Some well-known figures make special appearances in your novel including CBS newsman Edward R. Murrow and Hollywood actor Jimmy Stewart. Did they have any influence on Hopkins? 

Murrow certainly did because he was a great newsman and a charming personality who made an impact on all who met him. But don’t forget this book is not history but a novel and while I have made much of the relationship between the two men in London actually they Hopkins and Murrow met more often back in Washington after Pearl Harbor. Jimmy Stewart did indeed travel to Britain to fly bombers against Germany and a remarkable wartime career ensued. I do not know if he and Hopkins actually met in  real life  but London was a small much bombed city then and I would have thought it likely.

One thing you don’t shy away from in the book is Winston Churchill’s heavy drinking. How much do you suppose the Prime Minster drank in a day and did his drinking ever interfere with running the country?

The secret to Churchill’s drinking was that he always had a glass, at least half full of whatever he was drinking at the time, close at hand. It was a great comfort to him. But he did not just drink one glass after another. He drank lightly but steadily from lunchtime to late at night but he did so in a disciplined way. That said he drank far more that we imagine possible today but he had the constitution for it. And of course he matched his appetite for alcohol with his delight in fine food. That probably helped absorb the alcohol. Don’t forget that everyone in wartime London smoked and drank to excess. It was that kind of time. No, it did not seem to affect Churchill’s wartime leadership. The hard drinking rich food loving Churchill beat the vegetarian teetotal Hitler. There must be a lesson for us all in there somewhere.

Leonora Finch. What was the importance of creating a fictional character in your novel?

The truth is that Churchill desperately wanted to know what Hopkins was telling the President about his London visit. Leonora and her romantic relationship  with Hopkins was a device to convey this to the reader and also to show a warmer more passionate side to a man under huge pressure.

Was there a real Leonora Finch in Hopkins’ life? Did he have a fling or flings in London even though he was engaged to Louise Macy?

Not that I know of but it would not surprise me if Hopkins cast rather more than an eye over the ladies in London. Eisenhower certainly did when he arrived a couple of years later. It is also true that the Blitz broke down social barriers in London and there was something of a sexual revolution in the city- and elsewhere, as the bombs fell.

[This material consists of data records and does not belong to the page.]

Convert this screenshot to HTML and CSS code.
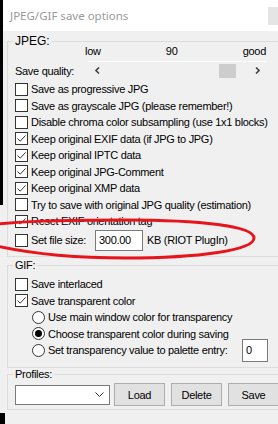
FILE: index.html
```html
<!DOCTYPE html>
<html lang="en">
<head>
    <meta charset="UTF-8">
    <title>JPEG/GIF save options</title>
    <link rel="stylesheet" href="styles.css">
</head>
<body>
    <div class="titlebar">
        <span class="title">JPEG/GIF save options</span>
        <span class="close"></span>
    </div>
    <div class="content">
        <fieldset class="group jpeg">
            <legend>JPEG:</legend>
            <div class="scale"><span>low</span><span>90</span><span>good</span></div>
            <div class="track"></div>
            <div class="quality">
                <span class="q-label">Save quality:</span>
                <svg class="arrow" width="5" height="7" viewBox="0 0 5 7"><path d="M4 0.5 L1 3.5 L4 6.5" fill="none" stroke="#444" stroke-width="1.6"/></svg>
                <span class="thumb"></span>
                <svg class="arrow right" width="5" height="7" viewBox="0 0 5 7"><path d="M1 0.5 L4 3.5 L1 6.5" fill="none" stroke="#444" stroke-width="1.6"/></svg>
            </div>
            <div class="opt first"><span class="box"></span>Save as progressive JPG</div>
            <div class="opt"><span class="box"></span>Save as grayscale JPG (please remember!)</div>
            <div class="opt"><span class="box"></span>Disable chroma color subsampling (use 1x1 blocks)</div>
            <div class="opt"><span class="box checked"></span>Keep original EXIF data (if JPG to JPG)</div>
            <div class="opt"><span class="box checked"></span>Keep original IPTC data</div>
            <div class="opt"><span class="box checked"></span>Keep original JPG-Comment</div>
            <div class="opt"><span class="box checked"></span>Keep original XMP data</div>
            <div class="opt"><span class="box"></span>Try to save with original JPG quality (estimation)</div>
            <div class="opt"><span class="box checked"></span>Reset EXIF orientation tag</div>
            <div class="opt filesize">
                <span class="box"></span>
                <span class="fs-label">Set file size:</span>
                <span class="field size">300.00</span>
                <span class="unit">KB (RIOT PlugIn)</span>
            </div>
        </fieldset>

        <fieldset class="group gif">
            <legend>GIF:</legend>
            <div class="opt first"><span class="box"></span>Save interlaced</div>
            <div class="opt"><span class="box checked"></span>Save transparent color</div>
            <div class="opt sub"><span class="radio"></span>Use main window color for transparency</div>
            <div class="opt sub"><span class="radio on"></span>Choose transparent color during saving</div>
            <div class="opt sub"><span class="radio"></span><span class="pal-label">Set transparency value to palette entry:</span><span class="field palette">0</span></div>
        </fieldset>

        <fieldset class="group profiles">
            <legend>Profiles:</legend>
            <div class="prof-row">
                <span class="combo">
                    <svg width="9" height="5" viewBox="0 0 9 5"><path d="M0.5 0.5 L4.5 4.5 L8.5 0.5" fill="none" stroke="#333" stroke-width="1"/></svg>
                </span>
                <span class="btn load">Load</span>
                <span class="btn">Delete</span>
                <span class="btn">Save</span>
            </div>
        </fieldset>
    </div>

    <svg class="mark" width="278" height="424" viewBox="0 0 278 424">
        <path d="M254 238 C254 250 200 258 125 258 C60 258 10 250 -20 242 L-20 226 C20 221 60 220 125 220 C200 220 254 226 254 238 Z" fill="none" stroke="#e8141c" stroke-width="3"/>
    </svg>
</body>
</html>
```

FILE: styles.css
```css
* { box-sizing: border-box; }
body {
    margin: 0; width: 278px; height: 424px; overflow: hidden; position: relative;
    background: #f0f0f0; color: #000;
    font-family: "Liberation Sans", Arial, sans-serif; font-size: 11px; letter-spacing: -0.3px;
}
body::before {
    content: ""; position: absolute; left: 0; top: 0; width: 3px; height: 205px; background: #000;
}
body::after {
    content: ""; position: absolute; left: 0; bottom: 0; width: 5px; height: 11px; background: #000;
}

.titlebar {
    height: 31px; margin-left: 3px; background: #fff;
    display: flex; align-items: center; justify-content: space-between;
}
.title {
    padding-left: 7px; color: #9a9a9a; letter-spacing: 0;
    font-family: "Noto Sans", "Open Sans", sans-serif; font-size: 11.5px;
}
.close { width: 10px; height: 18px; background: #e5e5e5; }

.content { padding-left: 7px; }
.group {
    margin: 0; padding: 0; min-width: 0; width: 290px;
    border: 1px solid #dcdcdc;
}
.group legend { margin-left: 5px; padding: 0 2px; line-height: 12px; }
.jpeg legend { font-size: 12px; letter-spacing: 0; }
.jpeg { margin-top: 4px; padding-bottom: 5.5px; }
.gif { margin-top: 2px; padding-bottom: 8.5px; }
.profiles { padding-bottom: 3px; }

.scale {
    display: flex; justify-content: space-between;
    width: 181px; margin: -2px 0 0 77px; line-height: 12px;
}
.track { width: 178px; height: 1px; margin: 4px 0 0 80px; background: #fff; }
.quality { display: flex; align-items: center; height: 15px; margin-top: 1px; padding-left: 7px; }
.q-label { width: 80px; }
.arrow { display: block; }
.thumb { width: 17px; height: 14px; margin-left: 119px; background: #cdcdcd; }
.arrow.right { margin-left: 19px; }

.opt { display: flex; align-items: center; gap: 3px; height: 16.5px; padding-left: 7px; white-space: nowrap; }
.jpeg .opt.first { margin-top: 3px; }
.gif .opt.first { margin-top: 5px; }
.opt.sub { padding-left: 24px; }

.box {
    width: 13px; height: 13px; flex: none; background: #fff; border: 1px solid #333;
}
.box.checked {
    background: #fff url("data:image/svg+xml,%3Csvg xmlns='http://www.w3.org/2000/svg' width='11' height='11'%3E%3Cpath d='M1.5 5.5 L4.2 8.2 L9.5 2.5' fill='none' stroke='%23333' stroke-width='1'/%3E%3C/svg%3E") no-repeat center;
}
.radio {
    width: 13px; height: 13px; flex: none; border-radius: 50%;
    background: #fff; border: 1px solid #333;
    display: flex; align-items: center; justify-content: center;
}
.radio.on::after { content: ""; width: 7px; height: 7px; border-radius: 50%; background: #000; }

.filesize { height: 21px; }
.fs-label { width: 61px; }
.field {
    display: flex; align-items: center; background: #fff;
    border: 1px solid #7a7a7a; padding-left: 3px; flex: none;
}
.size { width: 48px; height: 21px; }
.unit { margin-left: 1px; }
.pal-label { width: 191px; }
.palette { width: 26px; height: 23px; }

.prof-row { display: flex; align-items: center; height: 23px; margin-top: 3px; padding-left: 7px; }
.combo {
    width: 95px; height: 20px; background: #fff; border: 1px solid #7a7a7a;
    display: flex; align-items: center; justify-content: flex-end; padding-right: 5px;
}
.combo svg { display: block; }
.btn {
    width: 51px; height: 23px; margin-left: 6px;
    display: flex; align-items: center; justify-content: center;
    background: #e1e1e1; border: 1px solid #adadad;
}
.btn.load { margin-left: 4px; }

.mark { position: absolute; left: 0; top: 0; pointer-events: none; }
```
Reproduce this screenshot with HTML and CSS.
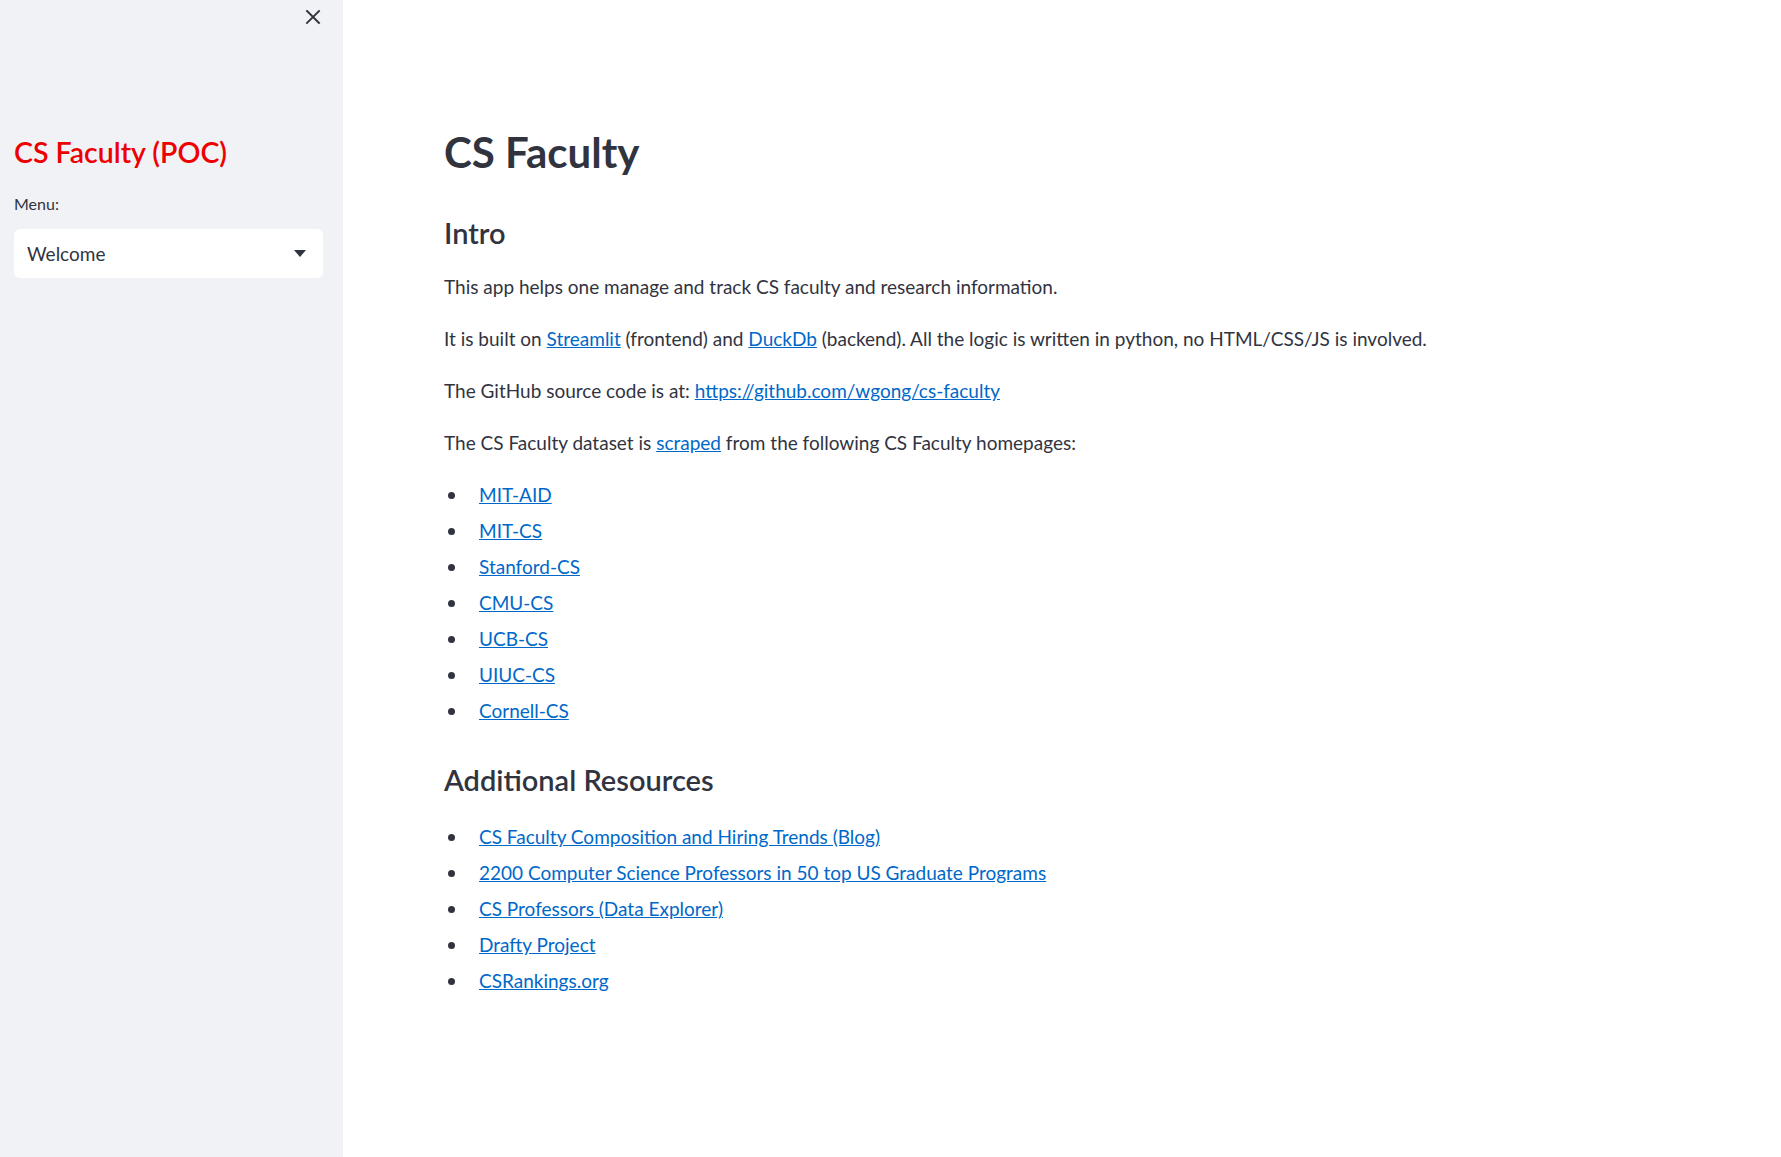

What surprised you most about Harry Hopkins? And what do you think might have happened if the United States didn’t join forces with Great Britain?

I think the speed with which Hopkins grasped the dire plight of the UK when he arrived was surprising for someone who had never been to Britain and disliked what he knew of Churchill. As for the US intervention, if that had not happened we on these islands would be speaking German now. That is why we owe Hopkins so much, he was instrumental in moving the President to see the dangers Britain faced from Hitler and his Nazi regime.

How long did it take you to write SLEEP IN PEACE TONIGHT?

One year from start to finish including research.

Do you have any special rituals or habits when preparing to write?

I time myself with an hour glass and make sure I do three hours every morning. In the afternoon and evening I correct that work – using the same timer. I can only do five hours combined – after that a bottle of wine gets opened.

Of all the literary genres, you’re drawn to historic figures. What is it that you find so fascinating about these people?

Every answer to the problems we face today can be found in the successes and failures of great men and women in the past. But too often we don’t look back and learn. Too many people seem to think Henry Ford was right when he said “History is bunk.” Too few agree with William Faulkner who said in Requiem for a Nun :”The past is never dead. It’s not even past.”

What is one thing you hope readers will take away after reading your book?

We were lucky at a time when Hitler was bidding to conquer the western world that we had leaders such as Franklin Roosevelt and Winston Churchill. And both those great men were lucky to have the services of Harry Hopkins.

About the Book

It’s January 1941, and the Blitz is devastating England. Food supplies are low, Tube stations in London have become bomb shelters, and U-boats have hampered any hope of easy victory. Though the United States maintains its isolationist position, Churchill knows that England is finished without the aid of its powerful ally.

Harry Hopkins, President Roosevelt’s most trusted adviser, is sent to London as his emissary, and there he falls under the spell of Churchill’s commanding rhetoric—-and legendary drinking habits. As he experiences life in a country under attack, Hopkins questions the United States’ silence in the war. But back home FDR is paranoid about the isolationist lobby, and even Hopkins is having trouble convincing him to support the war.

As Hopkins grapples with his mission and personal loyalties, he also revels in secret clubs with newsman Edward R. Murrow and has an affair with his younger driver. Except Hopkins doesn’t know that his driver is a British intelligence agent. She craves wartime action and will go to any lengths to prove she should be on the front line. This is London under fire, and it’s only when the night descends and the bombs fall that people’s inner darkness comes to light.

In Sleep in Peace Tonight, a tale of courage, loyalty, and love, and the sacrifices one will make in the name of each, James MacManus brings to life not only Blitz-era London and the tortuous politics of the White House but also the poignant characters and personalities that shaped the course of world history.